アパマンハム「HFへの挑戦」~ノイズ対策:ノイズキャンセラーの自作(設計編)
2017.08.21
ループアンテナの設置後、7MHz帯のノイズ対策をしようと、雑音源を探しましたが、残念ながら特定ができませんでした。これが都市雑音の性格ではないでしょうか。

そこで、世の中で行われているノイズ対策を調べたところ、ノイズキャンセラーが浮上してきました。メインアンテナと相関がある比較的大きなレベルのノイズをノイズアンテナから受信すれば、バックグランドノイズを低減できる仕組みです。ポピュラーな製品を調べてみると、ANC_4とMFJ-1026が良く紹介されていました。製品マニュアルも公開されていましたので、回路図もありました。よくできた製品のようですので特徴をまとめました。ただ、海外製で、比較的高価な点が問題でしたので、自作に挑戦しました。

ANC_4の特徴:
・シンプルな操作で好感が持てる
・位相調整が周波数にかなり依存してしまう
・ノイズキャンセラー通過に伴うゲインロス6dBが発生してしまう
・ランプによる保護回路のロスがある
・0.5MHz~80MHz信号が扱える
・最大許容出力は、250Wである
・キャリア検出回路を内蔵し、リレーの遅延時間切り替えができる
・中波放送局対策のノッチ回路が用意されている
・比較的高価である

MFJ-1026の特徴:
・ロッドアンテナが付属しているが、環境によっては使用できない
・位相調整が周波数にかなり依存してしまう
・ランプによる保護回路のロスがある
・プリアンプを内蔵して、ゲインを調整できる
・1.8MHz~30MHzの信号を扱える
・最大許容出力は、100Wである
・PTT入力付のキャリア検出回路を内蔵し、リレーの遅延時間切り替えができる
・中波放送局対策のHPFを内蔵している
・比較的高価である

自作では、JA1DIさんの回路が見つかりました。シンプルな回路に好感が持てました。

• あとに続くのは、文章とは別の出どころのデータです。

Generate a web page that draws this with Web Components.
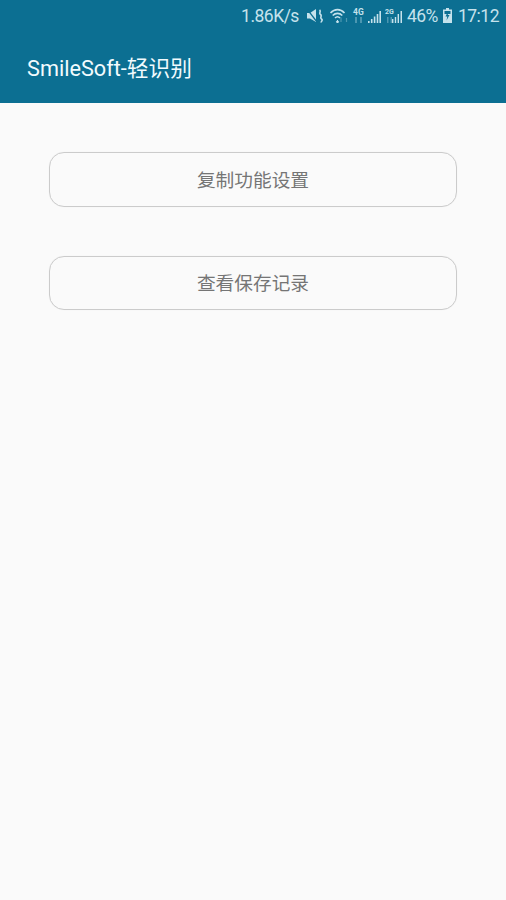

以上より、FT-991Mとの組み合わせを想定した、次のようなターゲット仕様を決めました。
・ゲイン・位相・極性切替のみでシンプルな操作
・周波数に依存しにくい広範囲な移相範囲(±90°)、移相回路ゲインの変動が少ない移相回路
・ノイズアンプのゲインは、最大ゲイン・最少ゲインを設定できる
・プリアンプ機能を内蔵し、ゲイン調整ができる
・ランプを使わないロスが少ない保護回路
・1.8MHz~54MHz信号が扱える
・最大許容出力は、50Wである(切替リレーに依存)
・キャリア検出回路を内蔵し、FT-991のPTTに対応する入出力を備える
・放送局対策として、1.8MHz~54MHzのBPFを内蔵する
・できるだけ市販(安価)の部品で構成する
・コンパクトなサイズにできる

こだわった採用部品
・2 WAY-90°広帯域スプリッター(Mini-Circuits JSPQ-80、できればJSPQ-65)
・50Ω信号系に対応できる高gmかつゲイン調整が可能なDUAL-GATE GaAs MESFET(3SK206)
・保護回路に0.1A型PTC(3.5Ω typ.常温)と小接合容量(0.9pF typ.)ダイオード(1SS226)
・広範囲のキャリア検出が可能なログアンプ(AD8307)
・タカチ YM-150(W150xH40xD100)に地震対策ゲルシートの足(FT-991上に安定設置可能)

下記が全体の回路図になります。ノイズアンテナの入力部には、メインアンテナとの干渉を低減するため、コモンモードフィルターFL1を入れています。表面実装の部品を集めて、3個の内部モジュール化を行い、コンパクト化を図っています。近くに、中波、FM、地デジの放送局があるため、BPFを内蔵させました。